→ What you will do:
With the pictures left out, copy the listing below exactly.

════════

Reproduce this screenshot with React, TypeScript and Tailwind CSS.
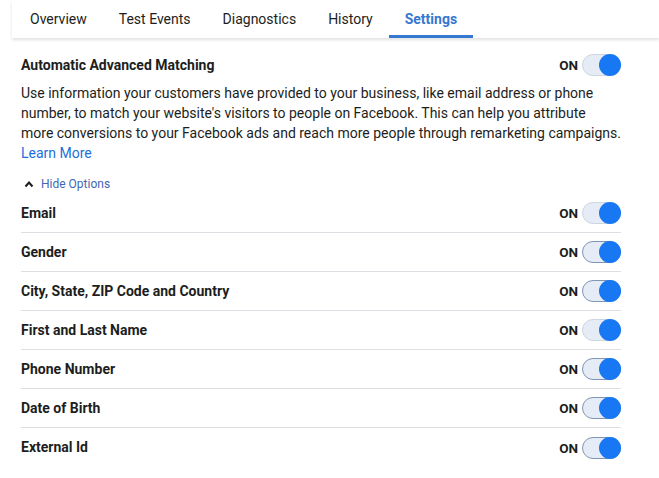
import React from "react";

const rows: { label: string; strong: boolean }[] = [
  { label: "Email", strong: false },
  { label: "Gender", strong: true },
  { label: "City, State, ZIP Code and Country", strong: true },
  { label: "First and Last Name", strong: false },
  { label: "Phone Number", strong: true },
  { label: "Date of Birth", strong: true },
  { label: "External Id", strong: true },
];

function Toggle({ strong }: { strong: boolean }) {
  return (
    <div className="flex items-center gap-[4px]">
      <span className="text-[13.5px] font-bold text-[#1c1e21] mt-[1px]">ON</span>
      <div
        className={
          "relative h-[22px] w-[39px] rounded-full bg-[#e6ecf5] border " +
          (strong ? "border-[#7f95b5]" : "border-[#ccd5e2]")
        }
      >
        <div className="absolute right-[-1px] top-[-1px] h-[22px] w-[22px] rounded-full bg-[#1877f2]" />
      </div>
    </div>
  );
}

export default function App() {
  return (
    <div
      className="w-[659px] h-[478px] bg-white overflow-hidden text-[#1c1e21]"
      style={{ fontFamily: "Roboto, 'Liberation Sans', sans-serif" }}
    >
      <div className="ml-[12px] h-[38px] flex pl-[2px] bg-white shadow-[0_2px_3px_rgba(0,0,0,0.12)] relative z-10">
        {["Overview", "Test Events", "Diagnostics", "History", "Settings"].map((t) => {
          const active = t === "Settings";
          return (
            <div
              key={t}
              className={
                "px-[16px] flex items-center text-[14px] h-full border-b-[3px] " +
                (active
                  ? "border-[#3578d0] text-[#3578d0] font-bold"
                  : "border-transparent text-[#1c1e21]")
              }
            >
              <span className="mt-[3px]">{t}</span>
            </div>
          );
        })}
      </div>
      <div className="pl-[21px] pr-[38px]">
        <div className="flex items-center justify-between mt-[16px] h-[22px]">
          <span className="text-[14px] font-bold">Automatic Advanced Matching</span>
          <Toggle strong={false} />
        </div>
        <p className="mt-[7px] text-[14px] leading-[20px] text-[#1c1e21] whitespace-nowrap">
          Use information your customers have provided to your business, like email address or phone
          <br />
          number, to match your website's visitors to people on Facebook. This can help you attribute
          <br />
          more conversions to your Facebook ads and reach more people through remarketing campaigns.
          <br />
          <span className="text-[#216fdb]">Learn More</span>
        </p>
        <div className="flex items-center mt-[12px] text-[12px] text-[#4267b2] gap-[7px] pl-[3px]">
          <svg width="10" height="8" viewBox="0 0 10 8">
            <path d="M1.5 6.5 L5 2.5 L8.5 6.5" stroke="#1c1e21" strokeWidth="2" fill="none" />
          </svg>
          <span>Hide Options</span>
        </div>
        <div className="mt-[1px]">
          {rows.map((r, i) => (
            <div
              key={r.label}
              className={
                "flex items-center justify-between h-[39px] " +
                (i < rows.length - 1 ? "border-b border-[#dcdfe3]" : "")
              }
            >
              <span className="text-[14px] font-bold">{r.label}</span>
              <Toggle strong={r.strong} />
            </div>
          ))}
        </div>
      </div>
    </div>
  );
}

════════

→ Solution to the problem:
Reproduce this screenshot with React, TypeScript and Tailwind CSS.
import React from "react";

const rows: { label: string; strong: boolean }[] = [
  { label: "Email", strong: false },
  { label: "Gender", strong: true },
  { label: "City, State, ZIP Code and Country", strong: true },
  { label: "First and Last Name", strong: false },
  { label: "Phone Number", strong: true },
  { label: "Date of Birth", strong: true },
  { label: "External Id", strong: true },
];

function Toggle({ strong }: { strong: boolean }) {
  return (
    <div className="flex items-center gap-[4px]">
      <span className="text-[13.5px] font-bold text-[#1c1e21] mt-[1px]">ON</span>
      <div
        className={
          "relative h-[22px] w-[39px] rounded-full bg-[#e6ecf5] border " +
          (strong ? "border-[#7f95b5]" : "border-[#ccd5e2]")
        }
      >
        <div className="absolute right-[-1px] top-[-1px] h-[22px] w-[22px] rounded-full bg-[#1877f2]" />
      </div>
    </div>
  );
}

export default function App() {
  return (
    <div
      className="w-[659px] h-[478px] bg-white overflow-hidden text-[#1c1e21]"
      style={{ fontFamily: "Roboto, 'Liberation Sans', sans-serif" }}
    >
      <div className="ml-[12px] h-[38px] flex pl-[2px] bg-white shadow-[0_2px_3px_rgba(0,0,0,0.12)] relative z-10">
        {["Overview", "Test Events", "Diagnostics", "History", "Settings"].map((t) => {
          const active = t === "Settings";
          return (
            <div
              key={t}
              className={
                "px-[16px] flex items-center text-[14px] h-full border-b-[3px] " +
                (active
                  ? "border-[#3578d0] text-[#3578d0] font-bold"
                  : "border-transparent text-[#1c1e21]")
              }
            >
              <span className="mt-[3px]">{t}</span>
            </div>
          );
        })}
      </div>
      <div className="pl-[21px] pr-[38px]">
        <div className="flex items-center justify-between mt-[16px] h-[22px]">
          <span className="text-[14px] font-bold">Automatic Advanced Matching</span>
          <Toggle strong={false} />
        </div>
        <p className="mt-[7px] text-[14px] leading-[20px] text-[#1c1e21] whitespace-nowrap">
          Use information your customers have provided to your business, like email address or phone
          <br />
          number, to match your website's visitors to people on Facebook. This can help you attribute
          <br />
          more conversions to your Facebook ads and reach more people through remarketing campaigns.
          <br />
          <span className="text-[#216fdb]">Learn More</span>
        </p>
        <div className="flex items-center mt-[12px] text-[12px] text-[#4267b2] gap-[7px] pl-[3px]">
          <svg width="10" height="8" viewBox="0 0 10 8">
            <path d="M1.5 6.5 L5 2.5 L8.5 6.5" stroke="#1c1e21" strokeWidth="2" fill="none" />
          </svg>
          <span>Hide Options</span>
        </div>
        <div className="mt-[1px]">
          {rows.map((r, i) => (
            <div
              key={r.label}
              className={
                "flex items-center justify-between h-[39px] " +
                (i < rows.length - 1 ? "border-b border-[#dcdfe3]" : "")
              }
            >
              <span className="text-[14px] font-bold">{r.label}</span>
              <Toggle strong={r.strong} />
            </div>
          ))}
        </div>
      </div>
    </div>
  );
}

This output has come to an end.